BY MIKE NOLTING
The West Virginia University Muslim Student Association is calling for lasting peace for Palestinian people and plans additional events in the coming weeks.
The group marched Sunday from the Mountainlair to the Monongalia County Courthouse.
MSA President Omar Ibraheem, who helped lead the march Sunday, said Palestinian people have been suffering at the hands of the Israelis for decades and they are calling for an immediate stop. He said the oppression has killed many Palestinians and forced countless others from their homes as settlements expanded.
“The fact is that the Palestinian people have been harassed and oppressed for over 75 years,” Ibraheem said. “So, our main goal right now is to remove that oppression and that harassment the Palestinian people have been under.”
While generally in favor of protests on other college campuses across the country, Ibraheem isn’t currently aware of any WVU investments in Israeli-related areas. He said he has the right to know where the university spends money generated by tuition from students and families.
“The majority of the major colleges across America are invested in this foreign country, Israel, which is actively killing Palestinian people and genociding the people in Gaza,” Ibraheem said. “That’s what we’re standing against. We’re calling for that.”
The Morgantown event was largely peaceful and included chants of “Free, free Palestine,” and “Ceasefire now,” while domonstrators carried signs that read “Free Gaza,” and “End the Occupation.”
“We had Jewish students protesting with us, we had Christian students protesting with us,” Ibraheem said. “We had people all around protesting with us.”
Ibrahim said they have experienced threats, vandalism to their office, and in one instance another person with a bullhorn attempted to drown them out by calling them terrorists.
“Here at our own university we have been harassed by a few Zionist students at every event we’ve had,” Ibraheem said. “We are actually in the process of an active investigation against that student.”

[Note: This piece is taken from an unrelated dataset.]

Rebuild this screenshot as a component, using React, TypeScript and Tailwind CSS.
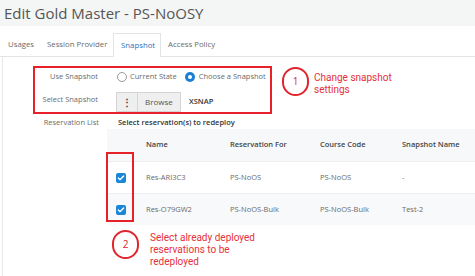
import { Check } from "lucide-react";

const rows = [
  { name: "Res-ARI3C3", resFor: "PS-NoOS", course: "PS-NoOS", snap: "-", shade: false },
  { name: "Res-O79GW2", resFor: "PS-NoOS-Bulk", course: "PS-NoOS-Bulk", snap: "Test-2", shade: true },
];

const tabs = [
  { label: "Usages", w: "w-[39px]" },
  { label: "Session Provider", w: "w-[73px]" },
  { label: "Snapshot", w: "w-[48px]", active: true },
  { label: "Access Policy", w: "" },
];

const Radio = ({ checked }: { checked?: boolean }) =>
  checked ? (
    <span className="flex h-[10px] w-[10px] shrink-0 items-center justify-center rounded-full bg-[#1a7fd6]">
      <span className="h-[4px] w-[4px] rounded-full bg-white" />
    </span>
  ) : (
    <span className="h-[10px] w-[10px] shrink-0 rounded-full border border-[#9a9a9a] bg-white" />
  );

const Box = () => (
  <span className="flex h-[10px] w-[10px] items-center justify-center rounded-[2px] bg-[#1a86d8]">
    <Check className="h-[8px] w-[8px] text-white" strokeWidth={4} />
  </span>
);

const Badge = ({ n }: { n: number }) => (
  <span className="flex h-[29px] w-[27px] shrink-0 items-center justify-center rounded-full border-2 border-[#e0252f] text-[10px] text-[#e0252f]">
    {n}
  </span>
);

export default function App() {
  return (
    <div className="h-[276px] w-[475px] overflow-hidden whitespace-nowrap bg-white font-['Open_Sans',sans-serif] text-[7.5px] text-[#6b6b6b]">
      {/* Title */}
      <div className="h-[26px] bg-[#f4f5f5] pl-[4px] text-[15px] leading-[26px] text-[#555]">
        Edit Gold Master - PS-NoOSY
      </div>

      {/* Tabs */}
      <div className="mt-[7px] flex h-[24px] border-b border-[#e2e5e7] pl-[1px] text-[7.8px]">
        {tabs.map((t) => (
          <div
            key={t.label}
            className={
              t.active
                ? `${t.w} -mb-px flex items-center border border-b-0 border-[#e2e5e7] bg-white pl-[7px] text-[#2f6fba]`
                : `${t.w} flex items-center pl-[7px] text-[#6b6b6b]`
            }
          >
            {t.label}
          </div>
        ))}
      </div>

      {/* Body */}
      <div className="relative ml-[2px] h-[219px] border-l border-[#e8e8e8]">
        <div className="flex pt-[9px]">
          {/* Red box 1 */}
          <div className="ml-[30px] h-[48px] w-[239px] overflow-hidden border-2 border-[#e8202a]">
            <div className="flex h-[18px] items-center">
              <div className="w-[63px] shrink-0 text-right">Use Snapshot</div>
              <div className="ml-[19px] flex items-center">
                <Radio />
                <span className="ml-[3px]">Current State</span>
                <span className="ml-[8px]" />
                <Radio checked />
                <span className="ml-[4px]">Choose a Snapshot</span>
              </div>
            </div>
            <div className="mt-[6px] flex h-[20px]">
              <div className="w-[63px] shrink-0 pt-[2px] text-right">Select Snapshot</div>
              <div className="ml-[18px] flex h-[20px] border border-[#d4d4d4] bg-[#efefef]">
                <div className="flex w-[21px] items-center justify-center border-r border-[#d4d4d4] text-[10px] font-bold text-[#444]">
                  ⋮
                </div>
                <div className="flex w-[42px] items-center justify-center text-[8px] text-[#555]">Browse</div>
              </div>
              <div className="ml-[8px] flex items-center font-semibold text-[#333]">XSNAP</div>
            </div>
          </div>

          {/* Note 1 */}
          <div className="ml-[10px] mt-[1px] flex h-[30px] items-start">
            <Badge n={1} />
            <div className="ml-[5px] mt-[5px] font-['Roboto',sans-serif] text-[10px] leading-[12px] text-[#e5303a]">
              Change snapshot
              <br />
              settings
            </div>
          </div>
        </div>

        {/* Reservation list */}
        <div className="mt-[2px] flex h-[13px] items-center">
          <div className="ml-[33px] w-[63px] shrink-0 text-right">Reservation List</div>
          <div className="ml-[19px] font-semibold text-[#333]">Select reservation(s) to redeploy</div>
        </div>

        <div className="relative ml-[104px]">
          <div className="flex h-[32px] items-center bg-[#f7f8fa] font-semibold text-[#444]">
            <div className="w-[30px]" />
            <div className="w-[84px] pl-[9px]">Name</div>
            <div className="w-[90px] pl-[9px]">Reservation For</div>
            <div className="w-[82px] pl-[9px]">Course Code</div>
            <div className="flex-1 pl-[9px]">Snapshot Name</div>
          </div>
          {rows.map((r) => (
            <div
              key={r.name}
              className={`flex h-[32px] items-center border-t border-[#eceef0] ${r.shade ? "bg-[#f8f9fa]" : "bg-white"}`}
            >
              <div className="w-[30px] pl-[9px]">
                <Box />
              </div>
              <div className="w-[84px] pl-[9px]">{r.name}</div>
              <div className="w-[90px] pl-[9px]">{r.resFor}</div>
              <div className="w-[82px] pl-[9px]">{r.course}</div>
              <div className="flex-1 pl-[9px]">{r.snap}</div>
            </div>
          ))}

          {/* Red box 2 */}
          <div className="absolute left-[-1px] top-[23px] h-[70px] w-[28px] border-2 border-[#e8202a]" />
        </div>

        {/* Note 2 */}
        <div className="ml-[109px] mt-[5px] flex items-start">
          <Badge n={2} />
          <div className="ml-[11px] mt-[2px] font-['Roboto',sans-serif] text-[10px] leading-[12px] text-[#e5303a]">
            Select already deployed
            <br />
            reservations to be
            <br />
            redeployed
          </div>
        </div>
      </div>
    </div>
  );
}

According to Ibraheem, the protest at Columbia University escalated because President Nemat Shafik violated the free speech rights of students. The support protesters are receiving from faculty members is further proof Shakik is choosing not to listen to the students.
“They are standing for something right, they are holding their university accountable for divesting in a foreign country,” Ibraheem said. “Why does a university need to invest in Israel, that makes no sense to me.”
WVU Executive Director of Communications April Kaull said, “As a state agency, West Virginia University does not have any investments Israel-related or otherwise.”